When we dig down though a couple hundred feet of mud and discover man made stonework from seventy thousands of years ago, how will we explain it? Certainly our endeavors have raised the possibility.

Friday, August 8, 2008

Volcanic Climate Forcing

Anyone who has followed my investigations regarding the climatic temperature ranges experienced during the Holocene or since the end of the Ice Age should be aware of two things. The first is that the case for apparent solar variation as a forcing mechanism is weak. Part of the reason for this is that we have one apparent correlation in the Maunder minimum and no other really convincing data that cannot be attributed to noise.

My major concern though is that a one degree shift in Global temperature is perhaps measuring a tenth of a percent of the actual influx of energy. That means that the temperature should be way more responsive to solar variation if it is truly responsive. Instead we have a sea of energy flowing in that the atmosphere sheds handily to maintain an equilibrium that varies one degree per century over a two degree range. This is pretty amazing. It is a good bet that the attempts to link climate variation to solar variation may be a lot weaker than thought. Never underestimate researchers’ ability to cherry pick data.

The other side of this argument is that the capacity of the earth to offset climate variation is also grossly underestimated. It is as if we have protective barriers that cost more and more effort to over come. They are not linear at all. Even CO2 runs into a wall of diminishing returns as the percentage rises.

The second very clear fact is that every major temperature drop that we have been able to identify save the Little Ice Age has been associated with known major volcanic activity. This is the one certain way in which to lower global temperatures. In most cases, this effect lasts for a couple of years. Hekla gave us a generation of foul weather in the northern hemisphere after 1159 BCE. Thera was even bigger and caused a general collapse in Mesopotamia centuries earlier.

We have already commented on the loss of global heat as a result of the conversion of the Sahara into desert during the Bronze Age. The wrecking job was completed with the 1159 BCE blast and our northern climate has since varied between the Bronze Age optimum and the various temperature declines induced by volcanism since. We have seen that it takes about two centuries to recover to the optimum from a major low. Obviously restoring the Sahara would likely shorten this recovery time.

That returns us to the Little Ice Age. All the evidence to date is arguing forcefully that the only engine capable of lowering global temperatures is volcanism. It is also arguing that the engine for a cold northern climate is northern volcanism. It is obvious that a major injection of dust and sulphur dioxide into the polar air mass would be several times more effective than Mount Pele on the equator. In fact a major volcano that performed for a century would be able to keep the arctic several degrees colder for decades and cause a resultant buildup of polar ice, to say nothing of providing Europe with a much colder climate.
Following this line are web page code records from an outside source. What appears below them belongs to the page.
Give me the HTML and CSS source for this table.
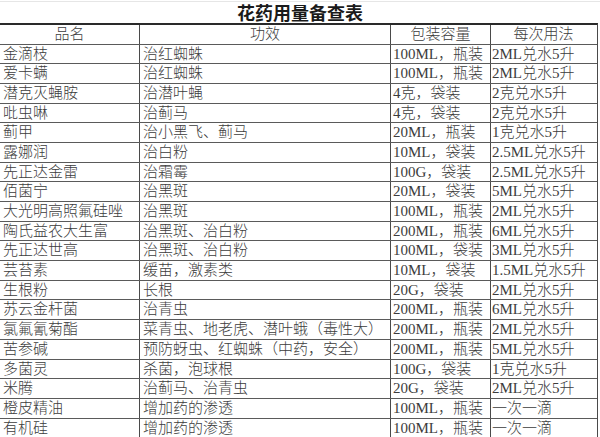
FILE: index.html
```html
<!DOCTYPE html>
<html lang="zh-CN">
<head>
<meta charset="utf-8">
<title>花药用量备查表</title>
<link rel="stylesheet" href="styles.css">
</head>
<body>
<div class="sheet">
  <div class="title">花药用量备查表</div>
  <div class="table">
    <div class="row head"><div class="c c1">品名</div><div class="c c2">功效</div><div class="c c3">包装容量</div><div class="c c4">每次用法</div></div>
    <div class="row"><div class="c c1">金滴枝</div><div class="c c2">治红蜘蛛</div><div class="c c3">100ML，瓶装</div><div class="c c4">2ML兑水5升</div></div>
    <div class="row"><div class="c c1">爱卡螨</div><div class="c c2">治红蜘蛛</div><div class="c c3">100ML，瓶装</div><div class="c c4">2ML兑水5升</div></div>
    <div class="row"><div class="c c1">潜克灭蝇胺</div><div class="c c2">治潜叶蝇</div><div class="c c3">4克，袋装</div><div class="c c4">2克兑水5升</div></div>
    <div class="row"><div class="c c1">吡虫啉</div><div class="c c2">治蓟马</div><div class="c c3">4克，袋装</div><div class="c c4">2克兑水5升</div></div>
    <div class="row"><div class="c c1">蓟甲</div><div class="c c2">治小黑飞、蓟马</div><div class="c c3">20ML，瓶装</div><div class="c c4">1克兑水5升</div></div>
    <div class="row"><div class="c c1">露娜润</div><div class="c c2">治白粉</div><div class="c c3">10ML，袋装</div><div class="c c4">2.5ML兑水5升</div></div>
    <div class="row"><div class="c c1">先正达金雷</div><div class="c c2">治霜霉</div><div class="c c3">100G，袋装</div><div class="c c4">2.5ML兑水5升</div></div>
    <div class="row"><div class="c c1">佰菌宁</div><div class="c c2">治黑斑</div><div class="c c3">20ML，袋装</div><div class="c c4">5ML兑水5升</div></div>
    <div class="row"><div class="c c1">大光明高照氟硅唑</div><div class="c c2">治黑斑</div><div class="c c3">100ML，瓶装</div><div class="c c4">2ML兑水5升</div></div>
    <div class="row"><div class="c c1">陶氏益农大生富</div><div class="c c2">治黑斑、治白粉</div><div class="c c3">200ML，瓶装</div><div class="c c4">6ML兑水5升</div></div>
    <div class="row"><div class="c c1">先正达世高</div><div class="c c2">治黑斑、治白粉</div><div class="c c3">100ML，袋装</div><div class="c c4">3ML兑水5升</div></div>
    <div class="row"><div class="c c1">芸苔素</div><div class="c c2">缓苗，激素类</div><div class="c c3">10ML，袋装</div><div class="c c4">1.5ML兑水5升</div></div>
    <div class="row"><div class="c c1">生根粉</div><div class="c c2">长根</div><div class="c c3">20G，袋装</div><div class="c c4">2ML兑水5升</div></div>
    <div class="row"><div class="c c1">苏云金杆菌</div><div class="c c2">治青虫</div><div class="c c3">200ML，瓶装</div><div class="c c4">6ML兑水5升</div></div>
    <div class="row"><div class="c c1">氯氟氰菊酯</div><div class="c c2">菜青虫、地老虎、潜叶蛾（毒性大）</div><div class="c c3">200ML，瓶装</div><div class="c c4">2ML兑水5升</div></div>
    <div class="row"><div class="c c1">苦参碱</div><div class="c c2">预防蚜虫、红蜘蛛（中药，安全）</div><div class="c c3">200ML，瓶装</div><div class="c c4">5ML兑水5升</div></div>
    <div class="row"><div class="c c1">多菌灵</div><div class="c c2">杀菌，泡球根</div><div class="c c3">100G，袋装</div><div class="c c4">1克兑水5升</div></div>
    <div class="row"><div class="c c1">米腾</div><div class="c c2">治蓟马、治青虫</div><div class="c c3">20G，袋装</div><div class="c c4">2ML兑水5升</div></div>
    <div class="row"><div class="c c1">橙皮精油</div><div class="c c2">增加药的渗透</div><div class="c c3">100ML，瓶装</div><div class="c c4">一次一滴</div></div>
    <div class="row"><div class="c c1">有机硅</div><div class="c c2">增加药的渗透</div><div class="c c3">100ML，瓶装</div><div class="c c4">一次一滴</div></div>
  </div>
</div>
</body>
</html>
```

FILE: styles.css
```css
html, body {
  margin: 0;
  padding: 0;
  background: #ffffff;
}

.sheet {
  width: 600px;
  height: 437px;
  overflow: hidden;
  font-family: "Liberation Serif", "Noto Sans CJK SC", serif;
  color: #3c3c3c;
}

.title {
  height: 21px;
  margin-top: 1px;
  border-top: 1px solid #e6e6e6;
  text-align: center;
  font-family: "Noto Sans CJK SC", sans-serif;
  font-weight: 700;
  font-size: 18px;
  line-height: 21px;
  color: #1a1a1a;
}

.table {
  width: 597px;
  border-top: 2px solid #2a2a2a;
  border-right: 1px solid #4a4a4a;
}

.row {
  display: grid;
  grid-template-columns: 140px 251px 100px 105px;
  height: 19.7px;
  box-sizing: border-box;
  border-bottom: 1px solid #5a5a5a;
}

.row.head {
  height: 19.5px;
}

.c {
  font-size: 15px;
  line-height: 19px;
  white-space: nowrap;
  overflow: hidden;
  font-weight: 300;
}

.c1 {
  padding-left: 3px;
  border-right: 1px solid #4a4a4a;
}

.c2 {
  padding-left: 3px;
  border-right: 1px solid #4a4a4a;
}

.c3 {
  padding-left: 2px;
  border-right: 1px solid #4a4a4a;
}

.c4 {
  padding-left: 1px;
}

.head .c {
  text-align: center;
  padding-left: 0;
}
```
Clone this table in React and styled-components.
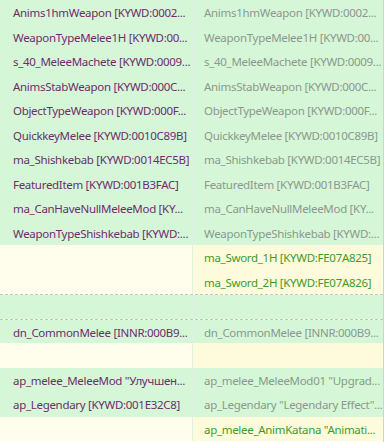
import React from 'react';
import styled, { createGlobalStyle } from 'styled-components';

const GlobalStyle = createGlobalStyle`
    html, body {
        margin: 0;
        padding: 0;
        background: #ffffff;
    }
    body {
        font-family: "Noto Sans", "Open Sans", sans-serif;
    }
`;

const Grid = styled.div`
    width: 383px;
    height: 442px;
    overflow: hidden;
    border-right: 1px solid #c9d6c9;
    display: flex;
    flex-direction: column;
`;

const Row = styled.div`
    display: grid;
    grid-template-columns: 192px 1fr;
    height: 24.5px;
    flex: none;
    border-top: ${p => (p.$dotted ? '1px dashed #bfc7bf' : 'none')};
    box-sizing: border-box;
`;

const bg = {
    green: '#d5f7d8',
    pale: '#fffdeb',
    yellow: '#fdfbdb',
};

const ink = {
    left: '#6f2b6c',
    right: '#8c988c',
    new: '#3f9a2f',
};

const Cell = styled.div`
    background: ${p => bg[p.$tone]};
    color: ${p => ink[p.$ink] || '#000'};
    font-size: 11.5px;
    letter-spacing: -0.3px;
    line-height: 25px;
    padding-left: ${p => (p.$side === 'right' ? '11px' : '13px')};
    white-space: nowrap;
    overflow: hidden;
    border-left: ${p => (p.$side === 'right' ? '1px solid #e2f0e2' : 'none')};
`;

const rows = [
    ['Anims1hmWeapon [KYWD:0002...', 'Anims1hmWeapon [KYWD:0002...'],
    ['WeaponTypeMelee1H [KYWD:00...', 'WeaponTypeMelee1H [KYWD:00...'],
    ['s_40_MeleeMachete [KYWD:0009...', 's_40_MeleeMachete [KYWD:0009...'],
    ['AnimsStabWeapon [KYWD:000C...', 'AnimsStabWeapon [KYWD:000C...'],
    ['ObjectTypeWeapon [KYWD:000F...', 'ObjectTypeWeapon [KYWD:000F...'],
    ['QuickkeyMelee [KYWD:0010C89B]', 'QuickkeyMelee [KYWD:0010C89B]'],
    ['ma_Shishkebab [KYWD:0014EC5B]', 'ma_Shishkebab [KYWD:0014EC5B]'],
    ['FeaturedItem [KYWD:001B3FAC]', 'FeaturedItem [KYWD:001B3FAC]'],
    ['ma_CanHaveNullMeleeMod [KY...', 'ma_CanHaveNullMeleeMod [KY...'],
    ['WeaponTypeShishkebab [KYWD:...', 'WeaponTypeShishkebab [KYWD:...'],
    ['', 'ma_Sword_1H [KYWD:FE07A825]', 'added'],
    ['', 'ma_Sword_2H [KYWD:FE07A826]', 'added'],
    ['', '', 'same', true],
    ['dn_CommonMelee [INNR:000B9...', 'dn_CommonMelee [INNR:000B9...', 'same', true],
    ['', '', 'blank'],
    ['ap_melee_MeleeMod "Улучшен...', 'ap_melee_MeleeMod01 "Upgrad...'],
    ['ap_Legendary [KYWD:001E32C8]', 'ap_Legendary "Legendary Effect"...'],
    ['', 'ap_melee_AnimKatana "Animati...', 'added'],
];

export default function App() {
    return (
        <>
            <GlobalStyle />
            <Grid>
                {rows.map(([left, right, kind, dotted], i) => {
                    if (kind === 'added') {
                        return (
                            <Row key={i} $dotted={dotted}>
                                <Cell $tone="pale" $side="left" />
                                <Cell $tone="yellow" $side="right" $ink="new">{right}</Cell>
                            </Row>
                        );
                    }
                    if (kind === 'blank') {
                        return (
                            <Row key={i} $dotted={dotted}>
                                <Cell $tone="pale" $side="left" />
                                <Cell $tone="yellow" $side="right" />
                            </Row>
                        );
                    }
                    return (
                        <Row key={i} $dotted={dotted}>
                            <Cell $tone="green" $side="left" $ink="left">{left}</Cell>
                            <Cell $tone="green" $side="right" $ink="right">{right}</Cell>
                        </Row>
                    );
                })}
            </Grid>
        </>
    );
}
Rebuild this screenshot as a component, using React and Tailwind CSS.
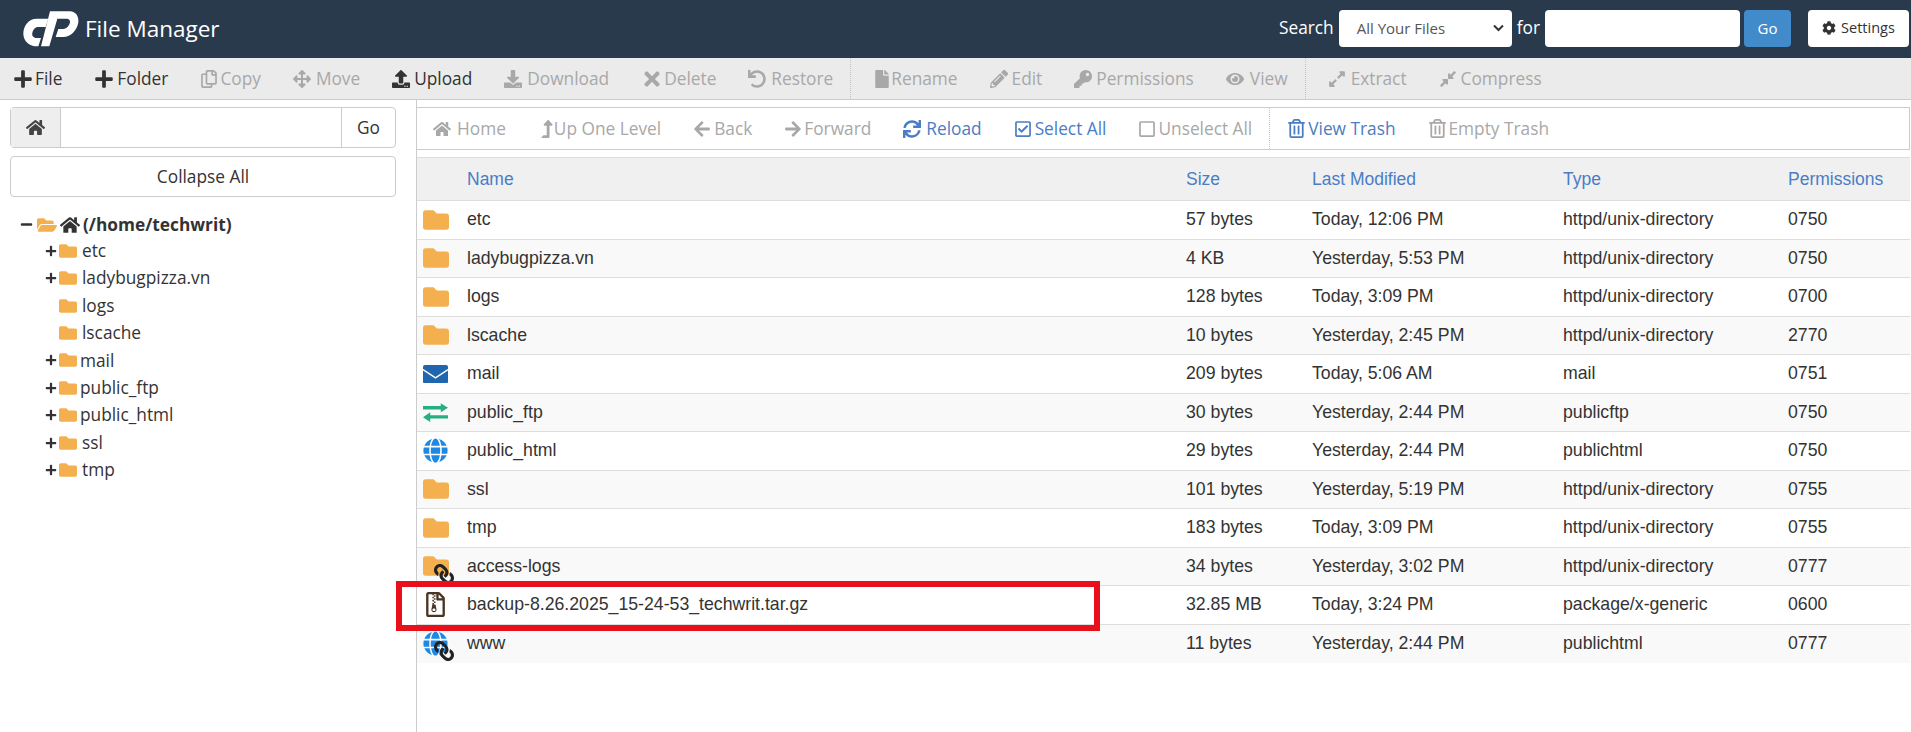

Hekla has already shown us such a result in 1159 BCE, and in a much smaller way in the late eighteenth century.

The only remaining question left is where is the volcano(es)? Here we have no problem whatsoever. The volcanic belt in the Aleutians and Kamchatka is home to the scariest set of explosive volcanoes outside of Indonesia. There are forty in Alaska, and they are active as hell. There is one going of every couple of years and we are likely in a quiet period.

Even more importantly, they are well positioned to inject gas and dust into the polar air mass and surprise! It has been a hundred years since we have had a major eruption up there that blew away twenty cubic kilometers of dust. Perhaps our northern warming trend reflects the moderate level of eruptions over the past one hundred years.

The point that I want to make is that while no Europeans even knew these volcanoes existed, they were quite capable of producing all the climatic effects experienced in Europe while not causing a measurable effect over the rest of the globe. Maybe we even have a Thera out there unrecognized and undated.